## begin

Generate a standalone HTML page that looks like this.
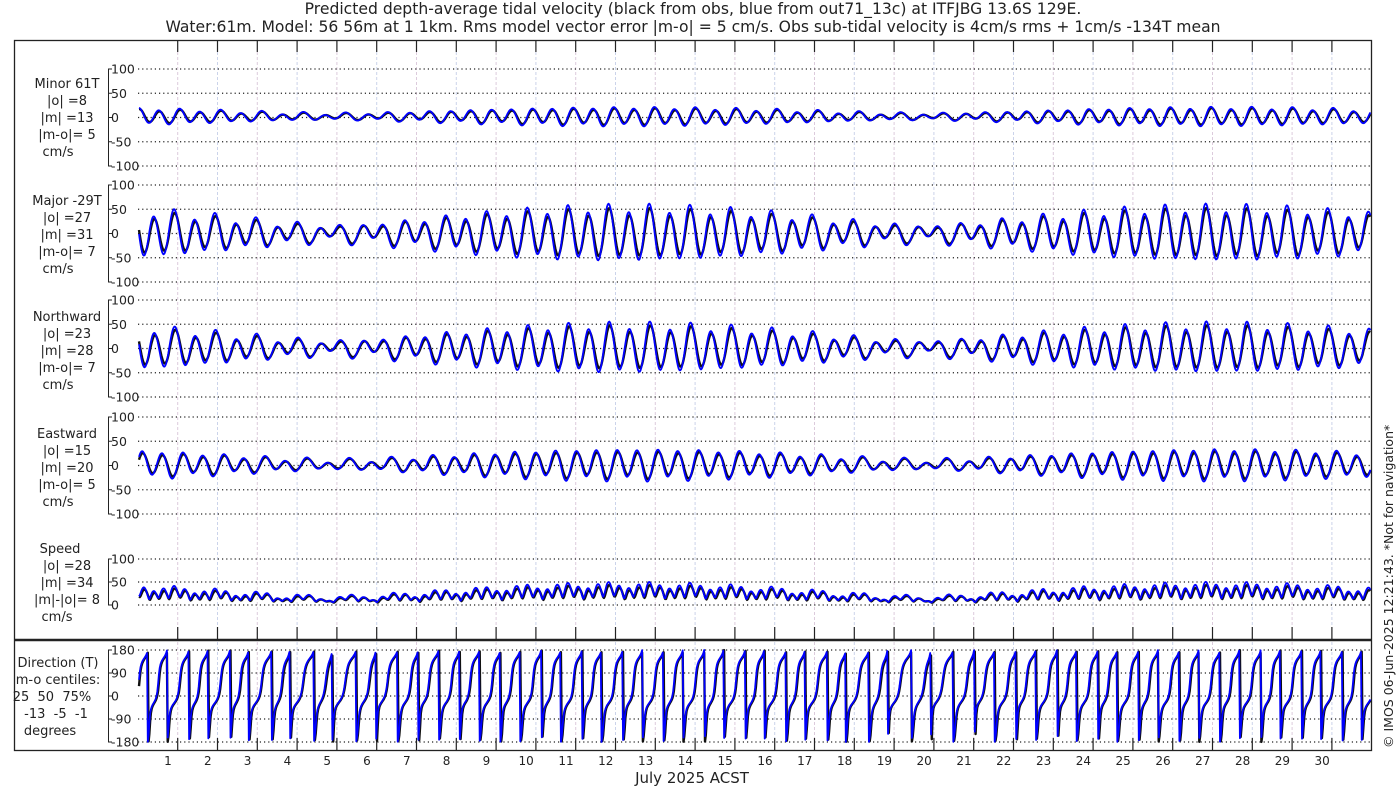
<!DOCTYPE html>
<html><head><meta charset="utf-8"><style>
html,body{margin:0;padding:0;background:#fff;width:1400px;height:800px;overflow:hidden}
svg{display:block}
text{font-family:"DejaVu Sans","Liberation Sans",sans-serif;fill:#222;white-space:pre}
</style></head><body>
<svg id="s" width="1400" height="800" viewBox="0 0 1400 800" xmlns="http://www.w3.org/2000/svg" xml:space="preserve">
<text x="693" y="14" font-size="15.6" text-anchor="middle">Predicted depth-average tidal velocity (black from obs, blue from out71_13c) at ITFJBG 13.6S 129E.</text>
<text x="693" y="32" font-size="15.6" text-anchor="middle">Water:61m. Model: 56 56m at 1 1km. Rms model vector error |m-o| = 5 cm/s. Obs sub-tidal velocity is 4cm/s rms + 1cm/s -134T mean</text>
<g font-size="13" text-anchor="middle">
<text x="67" y="88">Minor 61T</text><text x="67" y="105">|o| =8</text><text x="67" y="122">|m| =13</text><text x="67" y="139">|m-o|= 5</text><text x="58" y="156">cm/s</text>
<text x="67" y="205">Major -29T</text><text x="67" y="222">|o| =27</text><text x="67" y="239">|m| =31</text><text x="67" y="256">|m-o|= 7</text><text x="58" y="273">cm/s</text>
<text x="67" y="321">Northward</text><text x="67" y="338">|o| =23</text><text x="67" y="355">|m| =28</text><text x="67" y="372">|m-o|= 7</text><text x="58" y="389">cm/s</text>
<text x="67" y="438">Eastward</text><text x="67" y="455">|o| =15</text><text x="67" y="472">|m| =20</text><text x="67" y="489">|m-o|= 5</text><text x="58" y="506">cm/s</text>
<text x="60" y="553">Speed</text><text x="67" y="570">|o| =28</text><text x="67" y="587">|m| =34</text><text x="67" y="604">|m|-|o|= 8</text><text x="57" y="621">cm/s</text>
<text x="58" y="667">Direction (T)</text><text x="58" y="684">m-o centiles:</text><text x="52" y="701">25  50  75%</text><text x="56" y="718">-13  -5  -1</text><text x="50" y="735">degrees</text>
</g>
<text x="692" y="783" font-size="15" text-anchor="middle">July 2025 ACST</text>
<text transform="translate(1393,748) rotate(-90)" font-size="12.5">© IMOS 06-Jun-2025 12:21:43. *Not for navigation*</text>
<g id="g"></g>
</svg>
<script>
var NS="http://www.w3.org/2000/svg",G=document.getElementById("g");
function el(n,a,p){var e=document.createElementNS(NS,n);for(var k in a)e.setAttribute(k,a[k]);(p||G).appendChild(e);return e;}
var X0=139,X1=1371,DW=39.8;
for(var d=1;d<=30;d++){var x=177.7+(d-1)*DW;
 el("line",{x1:x,y1:52,x2:x,y2:738,stroke:d%2?"#dccbdc":"#cbd3ea","stroke-width":1,"stroke-dasharray":"3,2"});
 el("line",{x1:x,y1:40,x2:x,y2:52,stroke:"#222","stroke-width":1.2});
 el("line",{x1:x,y1:627,x2:x,y2:640,stroke:"#222","stroke-width":1.2});
 el("line",{x1:x,y1:738,x2:x,y2:751,stroke:"#222","stroke-width":1.2});
 var t=el("text",{x:168+(d-1)*DW,y:765,"font-size":"12","text-anchor":"middle"});t.textContent=d;}
el("rect",{x:14.5,y:40.5,width:1357,height:710,fill:"none",stroke:"#222","stroke-width":1.3});
el("line",{x1:14,y1:640,x2:1372,y2:640,stroke:"#222","stroke-width":2.5});
var P=[[69,166,[100,50,0,-50,-100],100,-100],[185,282,[100,50,0,-50,-100],100,-100],[300,397,[100,50,0,-50,-100],100,-100],[417,514,[100,50,0,-50,-100],100,-100],[559,605,[100,50,0],100,0],[650,742,[180,90,0,-90,-180],180,-180]];
P.forEach(function(p){
 el("line",{x1:108.5,y1:p[0],x2:108.5,y2:p[1],stroke:"#222","stroke-width":1});
 p[2].forEach(function(v){var y=p[0]+(p[3]-v)/(p[3]-p[4])*(p[1]-p[0]);
  el("line",{x1:108,y1:y,x2:112,y2:y,stroke:"#222","stroke-width":1});
  el("line",{x1:138,y1:y,x2:1371,y2:y,stroke:"#222","stroke-width":1.2,"stroke-dasharray":"1.2,3"});
  var t=el("text",{x:111,y:y+4.5,"font-size":"12.5"});t.textContent=v;});
});
function comp(t,sc,ph){
 var a=2*Math.PI*1.9323*(t-12.3)+ph, b=2*Math.PI*2*(t-12.3)+ph, k=2*Math.PI*1.0027*t+0.8;
 var M=sc*(34*Math.cos(a)+19*Math.cos(b)+9*Math.cos(k));
 var m=sc*(12*Math.sin(a)+6*Math.sin(b)+3*Math.sin(k))+2;
 return [M,m];}
function series(sc,ph){var r=[];for(var t=0;t<=30.95;t+=0.02){var c=comp(t,sc,ph);
 var M=c[0],m=c[1];var N=0.875*M+0.485*m,E=-0.485*M+0.875*m;
 var spd=Math.sqrt(M*M+m*m)*0.75+4;var dir=Math.atan2(E,N)*180/Math.PI;
 r.push([t,m,M,N,E,spd,dir]);}return r;}
function draw(r,col,w){
 for(var i=0;i<6;i++){var p=P[i],s="";
  r.forEach(function(q,j){var v=q[i+1];v=Math.max(p[4],Math.min(p[3],v));
   var x=X0+q[0]*DW, y=p[0]+(p[3]-v)/(p[3]-p[4])*(p[1]-p[0]);
   s+=(j?"L":"M")+x.toFixed(1)+" "+y.toFixed(1);});
  el("path",{d:s,fill:"none",stroke:col,"stroke-width":w,"stroke-linejoin":"round"});}
}
draw(series(0.85,-0.3),"#111",2.4);
draw(series(1.0,-0.1),"#0000ff",1.8);
</script>
</body></html>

## end

» **Work to complete**: Copy every line of the data word for word, omitting the images.

» **Output for this task**:
Generate a standalone HTML page that looks like this.
<!DOCTYPE html>
<html><head><meta charset="utf-8"><style>
html,body{margin:0;padding:0;background:#fff;width:1400px;height:800px;overflow:hidden}
svg{display:block}
text{font-family:"DejaVu Sans","Liberation Sans",sans-serif;fill:#222;white-space:pre}
</style></head><body>
<svg id="s" width="1400" height="800" viewBox="0 0 1400 800" xmlns="http://www.w3.org/2000/svg" xml:space="preserve">
<text x="693" y="14" font-size="15.6" text-anchor="middle">Predicted depth-average tidal velocity (black from obs, blue from out71_13c) at ITFJBG 13.6S 129E.</text>
<text x="693" y="32" font-size="15.6" text-anchor="middle">Water:61m. Model: 56 56m at 1 1km. Rms model vector error |m-o| = 5 cm/s. Obs sub-tidal velocity is 4cm/s rms + 1cm/s -134T mean</text>
<g font-size="13" text-anchor="middle">
<text x="67" y="88">Minor 61T</text><text x="67" y="105">|o| =8</text><text x="67" y="122">|m| =13</text><text x="67" y="139">|m-o|= 5</text><text x="58" y="156">cm/s</text>
<text x="67" y="205">Major -29T</text><text x="67" y="222">|o| =27</text><text x="67" y="239">|m| =31</text><text x="67" y="256">|m-o|= 7</text><text x="58" y="273">cm/s</text>
<text x="67" y="321">Northward</text><text x="67" y="338">|o| =23</text><text x="67" y="355">|m| =28</text><text x="67" y="372">|m-o|= 7</text><text x="58" y="389">cm/s</text>
<text x="67" y="438">Eastward</text><text x="67" y="455">|o| =15</text><text x="67" y="472">|m| =20</text><text x="67" y="489">|m-o|= 5</text><text x="58" y="506">cm/s</text>
<text x="60" y="553">Speed</text><text x="67" y="570">|o| =28</text><text x="67" y="587">|m| =34</text><text x="67" y="604">|m|-|o|= 8</text><text x="57" y="621">cm/s</text>
<text x="58" y="667">Direction (T)</text><text x="58" y="684">m-o centiles:</text><text x="52" y="701">25  50  75%</text><text x="56" y="718">-13  -5  -1</text><text x="50" y="735">degrees</text>
</g>
<text x="692" y="783" font-size="15" text-anchor="middle">July 2025 ACST</text>
<text transform="translate(1393,748) rotate(-90)" font-size="12.5">© IMOS 06-Jun-2025 12:21:43. *Not for navigation*</text>
<g id="g"></g>
</svg>
<script>
var NS="http://www.w3.org/2000/svg",G=document.getElementById("g");
function el(n,a,p){var e=document.createElementNS(NS,n);for(var k in a)e.setAttribute(k,a[k]);(p||G).appendChild(e);return e;}
var X0=139,X1=1371,DW=39.8;
for(var d=1;d<=30;d++){var x=177.7+(d-1)*DW;
 el("line",{x1:x,y1:52,x2:x,y2:738,stroke:d%2?"#dccbdc":"#cbd3ea","stroke-width":1,"stroke-dasharray":"3,2"});
 el("line",{x1:x,y1:40,x2:x,y2:52,stroke:"#222","stroke-width":1.2});
 el("line",{x1:x,y1:627,x2:x,y2:640,stroke:"#222","stroke-width":1.2});
 el("line",{x1:x,y1:738,x2:x,y2:751,stroke:"#222","stroke-width":1.2});
 var t=el("text",{x:168+(d-1)*DW,y:765,"font-size":"12","text-anchor":"middle"});t.textContent=d;}
el("rect",{x:14.5,y:40.5,width:1357,height:710,fill:"none",stroke:"#222","stroke-width":1.3});
el("line",{x1:14,y1:640,x2:1372,y2:640,stroke:"#222","stroke-width":2.5});
var P=[[69,166,[100,50,0,-50,-100],100,-100],[185,282,[100,50,0,-50,-100],100,-100],[300,397,[100,50,0,-50,-100],100,-100],[417,514,[100,50,0,-50,-100],100,-100],[559,605,[100,50,0],100,0],[650,742,[180,90,0,-90,-180],180,-180]];
P.forEach(function(p){
 el("line",{x1:108.5,y1:p[0],x2:108.5,y2:p[1],stroke:"#222","stroke-width":1});
 p[2].forEach(function(v){var y=p[0]+(p[3]-v)/(p[3]-p[4])*(p[1]-p[0]);
  el("line",{x1:108,y1:y,x2:112,y2:y,stroke:"#222","stroke-width":1});
  el("line",{x1:138,y1:y,x2:1371,y2:y,stroke:"#222","stroke-width":1.2,"stroke-dasharray":"1.2,3"});
  var t=el("text",{x:111,y:y+4.5,"font-size":"12.5"});t.textContent=v;});
});
function comp(t,sc,ph){
 var a=2*Math.PI*1.9323*(t-12.3)+ph, b=2*Math.PI*2*(t-12.3)+ph, k=2*Math.PI*1.0027*t+0.8;
 var M=sc*(34*Math.cos(a)+19*Math.cos(b)+9*Math.cos(k));
 var m=sc*(12*Math.sin(a)+6*Math.sin(b)+3*Math.sin(k))+2;
 return [M,m];}
function series(sc,ph){var r=[];for(var t=0;t<=30.95;t+=0.02){var c=comp(t,sc,ph);
 var M=c[0],m=c[1];var N=0.875*M+0.485*m,E=-0.485*M+0.875*m;
 var spd=Math.sqrt(M*M+m*m)*0.75+4;var dir=Math.atan2(E,N)*180/Math.PI;
 r.push([t,m,M,N,E,spd,dir]);}return r;}
function draw(r,col,w){
 for(var i=0;i<6;i++){var p=P[i],s="";
  r.forEach(function(q,j){var v=q[i+1];v=Math.max(p[4],Math.min(p[3],v));
   var x=X0+q[0]*DW, y=p[0]+(p[3]-v)/(p[3]-p[4])*(p[1]-p[0]);
   s+=(j?"L":"M")+x.toFixed(1)+" "+y.toFixed(1);});
  el("path",{d:s,fill:"none",stroke:col,"stroke-width":w,"stroke-linejoin":"round"});}
}
draw(series(0.85,-0.3),"#111",2.4);
draw(series(1.0,-0.1),"#0000ff",1.8);
</script>
</body></html>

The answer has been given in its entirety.